Identification of a novel GJA8 (Cx50) point mutation causes human dominant congenital cataracts

Abstract

Hereditary cataracts are clinically and genetically heterogeneous lens diseases that cause a significant proportion of visual impairment and blindness in children. Human cataracts have been linked with mutations in two genes, GJA3 and GJA8, respectively. To identify the causative mutation in a family with hereditary cataracts, family members were screened for mutations by PCR for both genes. Sequencing the coding regions of GJA8, coding for connexin 50, revealed a C > A transversion at nucleotide 264, which caused p.P88T mutation. To dissect the molecular consequences of this mutation, plasmids carrying wild-type and mutant mouse ORFs of Gja8 were generated and ectopically expressed in HEK293 cells and human lens epithelial cells, respectively. The recombinant proteins were assessed by confocal microscopy and Western blotting. The results demonstrate that the molecular consequences of the p.P88T mutation in GJA8 include changes in connexin 50 protein localization patterns, accumulation of mutant protein, and increased cell growth.

Figure 1. Cataracts pedigree and phenotype.

(A). Cataracts pedigree. Squares and circles symbolize males and females, respectively. Black and white lines denote affected status and unaffected status, respectively. Arrow indicates proband. Individuals underlined in blue represent those enrolled in the study. + represents wild-type GJA8 allele, − represents allele with mutation. (B). Photographs of affected individuals of this family. The phenotype of the proband (IV: 3) is bilateral complete opacification of the fetal nucleus and the cortex; its phenotype is total cataract.

Figure 2. Mutation analysis.

(A). DNA sequence chromatogram analysis. DNA sequence chromatograms of the unaffected members (top) and affected members (bottom) in a family with autosomal dominant total cataracts. A single base alteration of C > A transversion in exon 2 causes a conservative substitution of Pro to Thr at codon 88 (p.P88T). (B). Multiple protein sequence alignments. Multiple-sequence alignment of Cx50 from different species and Cx family members (Cx43, Cx40) from human revealed that codon 88, where the mutation (p.P88T) occurred, was located within a highly conserved region. The “mut.” sequence indicates the sequence with the mutation detected in this family.

Figure 3. Schematic diagram of Cx50 reported mutations.

Schematic diagram of Cx50 protein containing all reported human mutations associated with cataracts. The identified mutation in this study is marked with red arrow.

Figure 4. Distinct protein localization patterns of p.P88T mutation.

(A, B). Immunofluorescent imaging of Cx50-Flag and EGFP (control) showing transiently transfected 293 cells (A) and HLE cells (B) with Cx50-WT, p.P88T mutant, and pSin EGFP backbone plasmids (control).
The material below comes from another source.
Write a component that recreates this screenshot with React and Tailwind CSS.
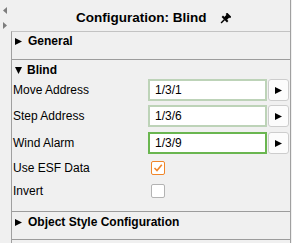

Cells were immunostained with anti-Flag monoclonal antibody. DAPI shows nuclear DNA staining. Arrows mark the accumulation of the mutant protein in the cytoplasm and plasma membrane. (C, D). Immunofluorescent imaging of EGFP fusion proteins showing transiently transfected 293 cells (C) and HLE cells (D) with Cx50-WT p.P88T mutant, and pEGFPc1 backbone plasmids (control). DAPI shows nuclear DNA staining.

Figure 5. Much higher expression level of p.P88T mutant protein.

Western blotting for Cx50 and EGFP (control). The blots were probed with the anti-Flag antibody. Only two groups of cells produced a protein band, which includes about 60 kDa, 50 kDa, 43 kDa. No band was detected in the EGFP control.

Figure 6. A positive effect of p.P88T mutant protein on cell growth.

(A, B). Colony size of 293 cells with stable ectopic overexpression of Cx50. Stable ectopic overexpression of p.P88T mutated Cx50 led to a much larger cell colony when compared with wild-type control.